Пятый век до нашей эры открывает битва, которую Джон Стюарт Милль[49] считал для Англии более важной, чем битва при Гастингсе, то есть Марафонская битва; а завершается он душераздирающим зрелищем греческих городов, наперебой старающихся добиться милости персидского царя и получить от него помощь. Великий царь символизирует — в риторике, понятное дело, — «варварское» рабство, но в то же самое время является идеальным покровителем, у которого можно просить военной и финансовой поддержки.

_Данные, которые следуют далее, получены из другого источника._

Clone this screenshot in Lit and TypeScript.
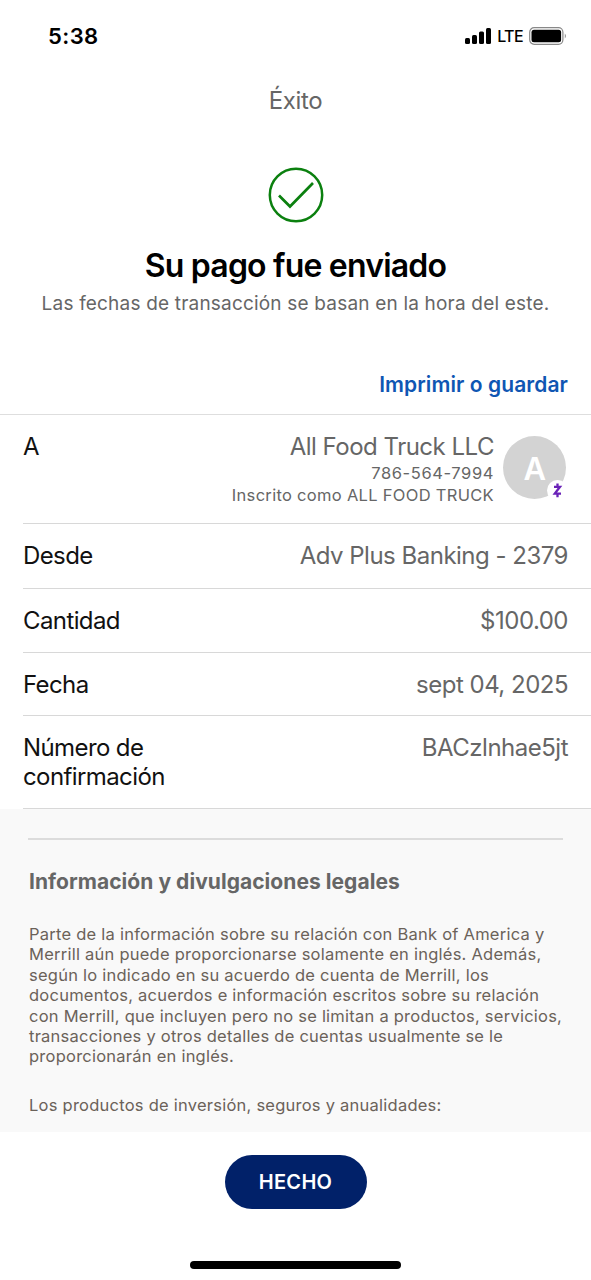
import { LitElement, html, css } from 'lit';
import { customElement, property } from 'lit/decorators.js';

@customElement('status-bar')
export class StatusBar extends LitElement {
  static styles = css`
    :host {
      display: flex;
      align-items: center;
      justify-content: space-between;
      height: 72px;
      padding: 0 23px 0 48px;
      box-sizing: border-box;
      color: #000;
    }

    .time {
      font-size: 22px;
      font-weight: 600;
      letter-spacing: 0.4px;
    }

    .signals {
      display: flex;
      align-items: center;
    }

    .network {
      font-size: 16px;
      font-weight: 500;
      letter-spacing: -0.6px;
      margin: 0 6px 0 5px;
    }

    svg {
      display: block;
    }
  `;

  render() {
    return html`
      <div class="time">5:38</div>
      <div class="signals">
        <svg width="27" height="18" viewBox="0 0 27 18">
          <rect x="0" y="11" width="5" height="6" rx="1.5" />
          <rect x="7" y="8" width="5" height="9" rx="1.5" />
          <rect x="14" y="4.5" width="5" height="12.5" rx="1.5" />
          <rect x="21" y="1" width="5" height="16" rx="1.5" />
        </svg>
        <span class="network">LTE</span>
        <svg width="39" height="18" viewBox="0 0 39 18">
          <rect x="0.7" y="0.7" width="33.2" height="16.6" rx="4.5" fill="none" stroke="#888" stroke-width="1.2" />
          <rect x="2.5" y="2.7" width="29.6" height="12.6" rx="2.5" />
          <path d="M35.8 6.5 Q38 9 35.8 11.5 Z" fill="#888" />
        </svg>
      </div>
    `;
  }
}

@customElement('detail-row')
export class DetailRow extends LitElement {
  @property() label = '';

  static styles = css`
    :host {
      display: flex;
      justify-content: space-between;
      margin-left: 23px;
      padding: 17px 23px 0 0;
      box-sizing: border-box;
      border-bottom: 1px solid #d8d8d8;
      font-size: 24px;
      line-height: 29px;
      letter-spacing: -0.5px;
      color: #666;
    }

    .label {
      width: 170px;
      color: #111;
      letter-spacing: -0.6px;
    }
  `;

  render() {
    return html`
      <div class="label">${this.label}</div>
      <slot></slot>
    `;
  }
}

@customElement('app-root')
export class AppRoot extends LitElement {
  static styles = css`
    :host {
      display: flex;
      flex-direction: column;
      height: 1280px;
      background: #fff;
      font-family: Inter, "Liberation Sans", sans-serif;
      color: #666;
      overflow: hidden;
    }

    .title {
      height: 56px;
      line-height: 57px;
      text-align: center;
      font-size: 24px;
      letter-spacing: -0.4px;
    }

    .hero {
      display: flex;
      flex-direction: column;
      align-items: center;
      height: 286px;
      padding-top: 39px;
      box-sizing: border-box;
    }

    .check {
      display: block;
    }

    h1 {
      margin: 23px 0 0;
      font-size: 32px;
      line-height: 40px;
      font-weight: 600;
      letter-spacing: -0.8px;
      color: #000;
      white-space: nowrap;
    }

    .note {
      margin-top: 6px;
      font-size: 19px;
      line-height: 24px;
      letter-spacing: 0.19px;
      white-space: nowrap;
    }

    .print {
      align-self: flex-end;
      margin: 56px 23px 0 0;
      font-size: 21px;
      line-height: 26px;
      font-weight: 600;
      letter-spacing: 0.08px;
      color: #0f56b3;
    }

    .details {
      border-top: 1px solid #dedede;
    }

    .to {
      height: 109px;
    }

    .from {
      height: 65px;
    }

    .amount {
      height: 64px;
    }

    .date {
      height: 63px;
    }

    .confirmation {
      height: 93px;
    }

    .payee {
      display: flex;
      gap: 9px;
      margin-right: 2px;
      text-align: right;
      white-space: nowrap;
    }

    .small {
      font-size: 16.5px;
      line-height: 22px;
    }

    .phone {
      padding-top: 1px;
      letter-spacing: 0.6px;
    }

    .enrolled {
      letter-spacing: 0.3px;
    }

    .avatar {
      position: relative;
      width: 63px;
      height: 63px;
      margin-top: 4px;
      border-radius: 50%;
      background: #d3d3d3;
      color: #fff;
      font-size: 31px;
      font-weight: 600;
      line-height: 65px;
      text-align: center;
    }

    .badge {
      position: absolute;
      right: -2px;
      bottom: -2px;
      width: 21px;
      height: 21px;
    }

    .legal {
      height: 323px;
      box-sizing: border-box;
      padding: 29px 28px 0;
      background: #f9f9f9;
      overflow: hidden;
    }

    .legal h2 {
      margin: 0;
      padding: 29px 0 0 1px;
      border-top: 2px solid #dcdcdc;
      font-size: 21px;
      line-height: 26px;
      font-weight: 700;
      letter-spacing: 0.05px;
      white-space: nowrap;
    }

    .legal p {
      margin: 29px 0 0 1px;
      font-size: 16.5px;
      line-height: 20.4px;
      letter-spacing: 0.24px;
      color: #6b6259;
      white-space: nowrap;
    }

    .legal p + p {
      margin-top: 28px;
    }

    .footer {
      flex: 1;
      display: flex;
      flex-direction: column;
      align-items: center;
      justify-content: space-between;
      padding: 23px 0 11px;
    }

    .done {
      width: 142px;
      height: 54px;
      padding: 0;
      border: 0;
      border-radius: 27px;
      background: #012169;
      color: #fff;
      font: 600 20px Inter, "Liberation Sans", sans-serif;
      letter-spacing: 0.3px;
    }

    .home {
      width: 211px;
      height: 8px;
      border-radius: 4px;
      background: #000;
    }
  `;

  render() {
    return html`
      <status-bar></status-bar>
      <div class="title">Éxito</div>

      <div class="hero">
        <svg class="check" width="56" height="56" viewBox="0 0 56 56" fill="none" stroke="#0b800f" stroke-width="2.5">
          <circle cx="28" cy="28" r="26.2" />
          <path d="M11 28.5 L22 39.5 L45 16" stroke-width="2.7" />
        </svg>
        <h1>Su pago fue enviado</h1>
        <div class="note">Las fechas de transacción se basan en la hora del este.</div>
        <div class="print">Imprimir o guardar</div>
      </div>

      <div class="details">
        <detail-row class="to" label="A">
          <div class="payee">
            <div>
              <div>All Food Truck LLC</div>
              <div class="small phone">786-564-7994</div>
              <div class="small enrolled">Inscrito como ALL FOOD TRUCK</div>
            </div>
            <div class="avatar">
              A
              <svg class="badge" viewBox="0 0 21 21">
                <circle cx="10.5" cy="10.5" r="10.5" fill="#fff" />
                <path d="M7 6.8 H13 L7.8 13.6 H14 M10.5 3.6 V6.4 M10.5 14 V17.2" fill="none" stroke="#6a22b8" stroke-width="2.3" />
              </svg>
            </div>
          </div>
        </detail-row>
        <detail-row class="from" label="Desde"><span>Adv Plus Banking - 2379</span></detail-row>
        <detail-row class="amount" label="Cantidad"><span>$100.00</span></detail-row>
        <detail-row class="date" label="Fecha"><span>sept 04, 2025</span></detail-row>
        <detail-row class="confirmation" label="Número de confirmación"><span>BACzlnhae5jt</span></detail-row>
      </div>

      <div class="legal">
        <h2>Información y divulgaciones legales</h2>
        <p>
          Parte de la información sobre su relación con Bank of America y<br />
          Merrill aún puede proporcionarse solamente en inglés. Además,<br />
          según lo indicado en su acuerdo de cuenta de Merrill, los<br />
          documentos, acuerdos e información escritos sobre su relación<br />
          con Merrill, que incluyen pero no se limitan a productos, servicios,<br />
          transacciones y otros detalles de cuentas usualmente se le<br />
          proporcionarán en inglés.
        </p>
        <p>Los productos de inversión, seguros y anualidades:</p>
      </div>

      <div class="footer">
        <button class="done">HECHO</button>
        <div class="home"></div>
      </div>
    `;
  }
}
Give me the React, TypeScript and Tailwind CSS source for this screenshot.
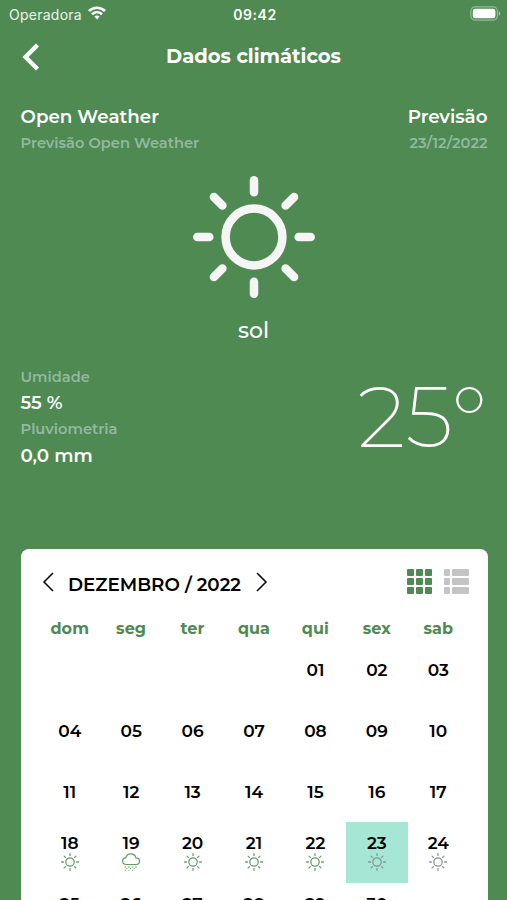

Предание, известное нам благодаря Плутарху, гласит, будто Александр Македонский, сокрушив монархию Ахеменидов, обнаружил в Сардах копии писем, которые персидский царь отправлял сатрапам Ионии, чтобы те поддерживали политическую деятельность Демосфена крупными суммами денег (Плутарх, «Жизнеописание Демосфена», 20). Сознавая, какую опасность представлял Филипп для его державы, персидский царь платил Демосфену, который был столпом сопротивления греков Филиппу. В том же контексте Плутарх добавляет, что Александру повезло и в столичных архивах [в Сузах], где он нашел не только письма Демосфена к его «друзьям» в Персии, но и перечень сумм, которые тому отправляли сатрапы. В конце концов персидский царь получил подтверждение слухам о готовящемся нападении македонян, когда Гермий, греческий династ[50] в Атарнее (Троада), друг Аристотеля и македонян, попал к нему в руки. Его пленение и жестокая кончина послужили темой глубоко прочувствованного стихотворения Аристотеля, озаглавленного «Гимн добродетели» (фрагм. 675 Rose). Напротив, Демосфен с каким-то диким энтузиазмом приветствует пленение грека Гермия в так называемой «Четвертой филиппике»: «Затем, — восклицает он, — помощник и сообщник Филиппа схвачен и увезен, и таким образом царь услышит не по обвинениям со стороны нас, у которых он может предположить желание говорить в своих собственных расчетах, а со слов самого исполнителя и руководителя, что придает всем сообщениям достоверность /.../»[51] (32).